Quote the whole listing exactly. Leave the pictures out of your copy.

## START

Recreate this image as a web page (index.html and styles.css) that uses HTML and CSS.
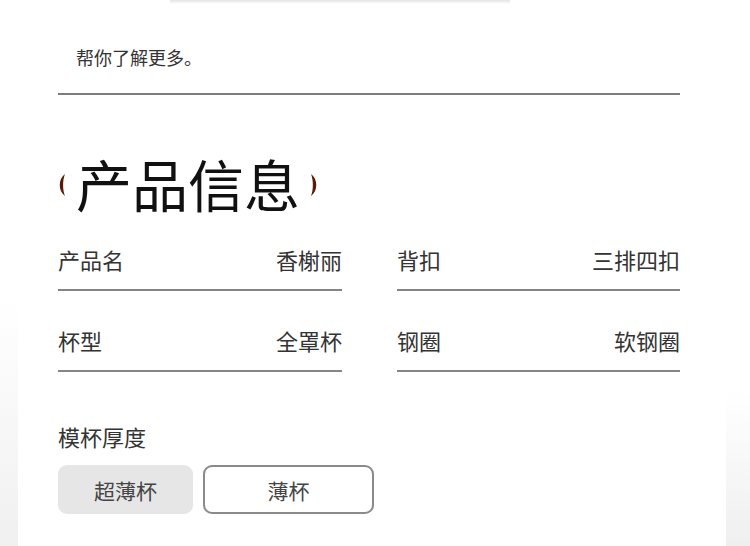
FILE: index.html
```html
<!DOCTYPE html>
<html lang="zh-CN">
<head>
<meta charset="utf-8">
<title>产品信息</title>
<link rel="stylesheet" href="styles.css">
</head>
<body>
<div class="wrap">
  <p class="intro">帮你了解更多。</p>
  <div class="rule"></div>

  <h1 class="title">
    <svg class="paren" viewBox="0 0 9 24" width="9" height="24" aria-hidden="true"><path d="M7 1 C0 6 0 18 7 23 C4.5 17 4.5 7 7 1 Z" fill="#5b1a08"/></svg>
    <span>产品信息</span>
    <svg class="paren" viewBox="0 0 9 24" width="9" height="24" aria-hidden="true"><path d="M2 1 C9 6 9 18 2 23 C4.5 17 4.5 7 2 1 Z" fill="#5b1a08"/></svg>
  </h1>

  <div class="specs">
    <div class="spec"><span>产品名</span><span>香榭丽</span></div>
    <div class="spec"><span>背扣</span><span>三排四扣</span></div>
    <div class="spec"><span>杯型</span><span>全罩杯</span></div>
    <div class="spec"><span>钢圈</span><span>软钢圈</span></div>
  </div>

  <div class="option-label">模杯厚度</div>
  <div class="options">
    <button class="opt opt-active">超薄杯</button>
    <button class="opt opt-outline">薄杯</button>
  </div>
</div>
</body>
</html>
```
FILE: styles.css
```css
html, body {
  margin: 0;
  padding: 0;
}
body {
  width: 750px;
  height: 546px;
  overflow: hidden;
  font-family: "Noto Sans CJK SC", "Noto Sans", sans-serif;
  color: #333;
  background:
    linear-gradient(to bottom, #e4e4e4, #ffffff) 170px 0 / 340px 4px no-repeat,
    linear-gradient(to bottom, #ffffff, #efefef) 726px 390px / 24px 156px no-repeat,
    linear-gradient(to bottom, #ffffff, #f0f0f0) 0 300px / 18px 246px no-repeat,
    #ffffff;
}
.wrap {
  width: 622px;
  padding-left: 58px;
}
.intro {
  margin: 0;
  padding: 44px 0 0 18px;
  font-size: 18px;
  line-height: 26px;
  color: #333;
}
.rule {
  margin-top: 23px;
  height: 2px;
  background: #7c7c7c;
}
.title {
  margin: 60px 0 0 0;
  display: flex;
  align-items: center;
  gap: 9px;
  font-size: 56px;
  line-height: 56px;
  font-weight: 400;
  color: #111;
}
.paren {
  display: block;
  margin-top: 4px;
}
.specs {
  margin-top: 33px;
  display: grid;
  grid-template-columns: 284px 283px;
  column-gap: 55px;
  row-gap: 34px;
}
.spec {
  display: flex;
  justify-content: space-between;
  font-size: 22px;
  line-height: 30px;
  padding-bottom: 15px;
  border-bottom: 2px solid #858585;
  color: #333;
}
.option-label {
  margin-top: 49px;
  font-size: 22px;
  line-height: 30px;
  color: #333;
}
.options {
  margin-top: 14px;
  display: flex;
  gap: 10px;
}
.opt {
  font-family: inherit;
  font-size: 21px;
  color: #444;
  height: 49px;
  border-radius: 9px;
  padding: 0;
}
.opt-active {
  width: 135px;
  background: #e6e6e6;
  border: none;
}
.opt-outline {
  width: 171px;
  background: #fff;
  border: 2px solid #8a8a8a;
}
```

## END

**Exercise solution:**
Recreate this image as a web page (index.html and styles.css) that uses HTML and CSS.
FILE: index.html
```html
<!DOCTYPE html>
<html lang="zh-CN">
<head>
<meta charset="utf-8">
<title>产品信息</title>
<link rel="stylesheet" href="styles.css">
</head>
<body>
<div class="wrap">
  <p class="intro">帮你了解更多。</p>
  <div class="rule"></div>

  <h1 class="title">
    <svg class="paren" viewBox="0 0 9 24" width="9" height="24" aria-hidden="true"><path d="M7 1 C0 6 0 18 7 23 C4.5 17 4.5 7 7 1 Z" fill="#5b1a08"/></svg>
    <span>产品信息</span>
    <svg class="paren" viewBox="0 0 9 24" width="9" height="24" aria-hidden="true"><path d="M2 1 C9 6 9 18 2 23 C4.5 17 4.5 7 2 1 Z" fill="#5b1a08"/></svg>
  </h1>

  <div class="specs">
    <div class="spec"><span>产品名</span><span>香榭丽</span></div>
    <div class="spec"><span>背扣</span><span>三排四扣</span></div>
    <div class="spec"><span>杯型</span><span>全罩杯</span></div>
    <div class="spec"><span>钢圈</span><span>软钢圈</span></div>
  </div>

  <div class="option-label">模杯厚度</div>
  <div class="options">
    <button class="opt opt-active">超薄杯</button>
    <button class="opt opt-outline">薄杯</button>
  </div>
</div>
</body>
</html>
```
FILE: styles.css
```css
html, body {
  margin: 0;
  padding: 0;
}
body {
  width: 750px;
  height: 546px;
  overflow: hidden;
  font-family: "Noto Sans CJK SC", "Noto Sans", sans-serif;
  color: #333;
  background:
    linear-gradient(to bottom, #e4e4e4, #ffffff) 170px 0 / 340px 4px no-repeat,
    linear-gradient(to bottom, #ffffff, #efefef) 726px 390px / 24px 156px no-repeat,
    linear-gradient(to bottom, #ffffff, #f0f0f0) 0 300px / 18px 246px no-repeat,
    #ffffff;
}
.wrap {
  width: 622px;
  padding-left: 58px;
}
.intro {
  margin: 0;
  padding: 44px 0 0 18px;
  font-size: 18px;
  line-height: 26px;
  color: #333;
}
.rule {
  margin-top: 23px;
  height: 2px;
  background: #7c7c7c;
}
.title {
  margin: 60px 0 0 0;
  display: flex;
  align-items: center;
  gap: 9px;
  font-size: 56px;
  line-height: 56px;
  font-weight: 400;
  color: #111;
}
.paren {
  display: block;
  margin-top: 4px;
}
.specs {
  margin-top: 33px;
  display: grid;
  grid-template-columns: 284px 283px;
  column-gap: 55px;
  row-gap: 34px;
}
.spec {
  display: flex;
  justify-content: space-between;
  font-size: 22px;
  line-height: 30px;
  padding-bottom: 15px;
  border-bottom: 2px solid #858585;
  color: #333;
}
.option-label {
  margin-top: 49px;
  font-size: 22px;
  line-height: 30px;
  color: #333;
}
.options {
  margin-top: 14px;
  display: flex;
  gap: 10px;
}
.opt {
  font-family: inherit;
  font-size: 21px;
  color: #444;
  height: 49px;
  border-radius: 9px;
  padding: 0;
}
.opt-active {
  width: 135px;
  background: #e6e6e6;
  border: none;
}
.opt-outline {
  width: 171px;
  background: #fff;
  border: 2px solid #8a8a8a;
}
```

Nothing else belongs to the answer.